Monday, March 5, 2012

Encouragement From Behind the Wheel of Grandpa's Car

In 2011, I hit the 10-year anniversary of getting my driver's license. I took the test in a difficult city (San Bernardino) at a difficult time of day (rush hour) in a difficult car (a mini van).

But I passed.

Soon after I received my license, my grandparents came down from Utah to visit my California family. They had just bought a brand-new car, a Oldsmobile Alero and I was sure that I had never seen anything so sporty in real life. I am obviously not a car aficionado.

My grandpa tossed me the keys soon after his arrival. "Want to drive it?" he offered.

And soon, he and I were buckling our seat belts inside the silver compact car. I simply drove around the block and enjoyed the benefits of driving a car with under a thousand miles on it—good suspension, excellent brakes, and especially the air freshener my grandma had chosen. We pulled in front of my house, and I thanked my grandpa for the great opportunity.

He climbed out of the car and said, "I was proud of you when you were pulling out—you did a great job trusting that you had put the car in the right direction, while making sure that everything behind you was working in your favor."
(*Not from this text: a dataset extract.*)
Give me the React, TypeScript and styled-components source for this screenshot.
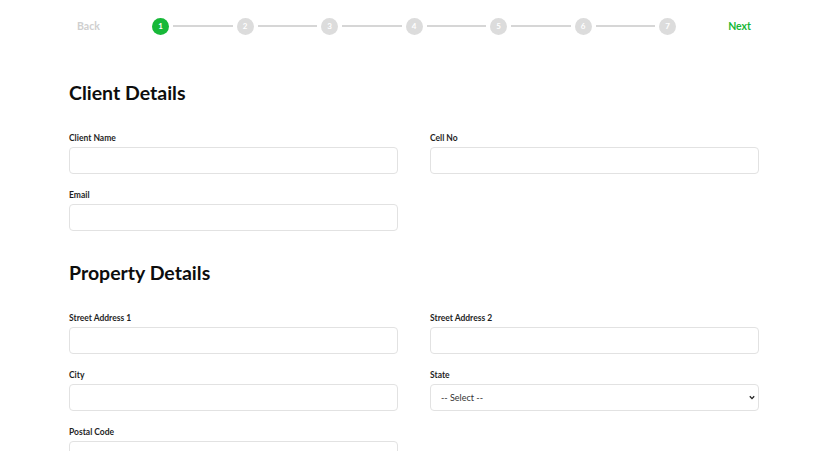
import { createGlobalStyle, styled } from "styled-components"

const GlobalStyle = createGlobalStyle`
    * {
        box-sizing: border-box;
    }

    body {
        margin: 0;
        background: #ffffff;
        font-family: 'Lato', 'Liberation Sans', sans-serif;
        color: #111111;
    }
`

const Page = styled.div`
    width: 690px;
    margin: 0 auto;
`

const TopBar = styled.div`
    height: 52px;
    display: flex;
    align-items: center;
    justify-content: space-between;
`

const NavButton = styled.button<{ $active?: boolean }>`
    border: 0 none;
    background: transparent;
    padding: 0 8px;
    font-family: inherit;
    font-size: 10.5px;
    font-weight: 700;
    color: ${p => p.$active ? "#17b838" : "#cfcfcf"};
    cursor: pointer;
`

const Steps = styled.div`
    width: 524px;
    display: flex;
    align-items: center;
`

const StepDot = styled.div<{ $active?: boolean }>`
    width: 17px;
    height: 17px;
    flex: none;
    border-radius: 50%;
    display: flex;
    align-items: center;
    justify-content: center;
    font-size: 8px;
    font-weight: 700;
    color: #ffffff;
    background-color: ${p => p.$active ? "#17b838" : "#dcdcdc"};
`

const Connector = styled.div`
    flex: 1;
    height: 2px;
    margin: 0 4px;
    background-color: #d6d6d6;
`

const Section = styled.section`
    margin-top: 29px;

    & + & {
        margin-top: 30px;
    }

    h2 {
        margin: 0 0 27px;
        font-size: 19.5px;
        line-height: 24px;
        font-weight: 700;
        color: #0d0d0d;
    }
`

const Grid = styled.div`
    display: grid;
    grid-template-columns: 1fr 1fr;
    column-gap: 32px;
    row-gap: 15px;
`

const Field = styled.div`
    position: relative;
    display: flex;
    flex-direction: column;

    label {
        display: block;
        font-size: 8.5px;
        line-height: 10px;
        font-weight: 700;
        color: #1f1f1f;
        padding-top: 1px;
        margin-bottom: 4px;
    }
`

const TextInput = styled.input`
    height: 27px;
    width: 100%;
    border: 1px solid #e2e2e2;
    border-radius: 4px;
    padding: 0 10px;
    font-family: inherit;
    font-size: 9px;
    outline: none;
`

const Select = styled.select`
    height: 27px;
    width: 100%;
    border: 1px solid #e2e2e2;
    border-radius: 4px;
    padding: 0 10px;
    font-family: inherit;
    font-size: 9px;
    color: #333333;
    background-color: #ffffff;
    appearance: none;
    outline: none;
`

const Chevron = styled.svg`
    position: absolute;
    right: 4px;
    bottom: 11px;
    width: 6px;
    height: 5px;
    pointer-events: none;
`

const steps = [1, 2, 3, 4, 5, 6, 7]

export default () => <>
    <GlobalStyle />
    <Page>
        <TopBar>
            <NavButton>Back</NavButton>
            <Steps>
                {steps.map(n => <>
                    {n > 1 && <Connector key={"c" + n} />}
                    <StepDot key={n} $active={n === 1}>{n}</StepDot>
                </>)}
            </Steps>
            <NavButton $active>Next</NavButton>
        </TopBar>

        <Section>
            <h2>Client Details</h2>
            <Grid>
                <Field>
                    <label>Client Name</label>
                    <TextInput name="clientName" />
                </Field>
                <Field>
                    <label>Cell No</label>
                    <TextInput name="cellNo" />
                </Field>
                <Field>
                    <label>Email</label>
                    <TextInput name="email" />
                </Field>
            </Grid>
        </Section>

        <Section>
            <h2>Property Details</h2>
            <Grid>
                <Field>
                    <label>Street Address 1</label>
                    <TextInput name="street1" />
                </Field>
                <Field>
                    <label>Street Address 2</label>
                    <TextInput name="street2" />
                </Field>
                <Field>
                    <label>City</label>
                    <TextInput name="city" />
                </Field>
                <Field>
                    <label>State</label>
                    <Select name="state">
                        <option>-- Select --</option>
                    </Select>
                    <Chevron viewBox="0 0 6 5">
                        <path d="M0.8 1.2 L3 3.6 L5.2 1.2" fill="none" stroke="#222222" strokeWidth="1.3" />
                    </Chevron>
                </Field>
                <Field>
                    <label>Postal Code</label>
                    <TextInput name="postalCode" />
                </Field>
            </Grid>
        </Section>
    </Page>
</>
My grandpa was my emotional kindred spirit; I remember so many times before he passed away in 2003 that I thought, "No one understands how I feel, except Grandpa Chatfield." Any kind of compliment from him meant the world to me, but for some reason, that driving compliment has stuck with me.

Presently, I feel like my "car," a.k.a. my life, is not pointing in the right direction. I struggle because I am not the only driver; Caleb influences all of my choices, as do my children. The things that I felt worked in my favor previously all feel impossibly far away and unattainable now.

I wish Grandpa were here now to tell me that he is proud of me anyway.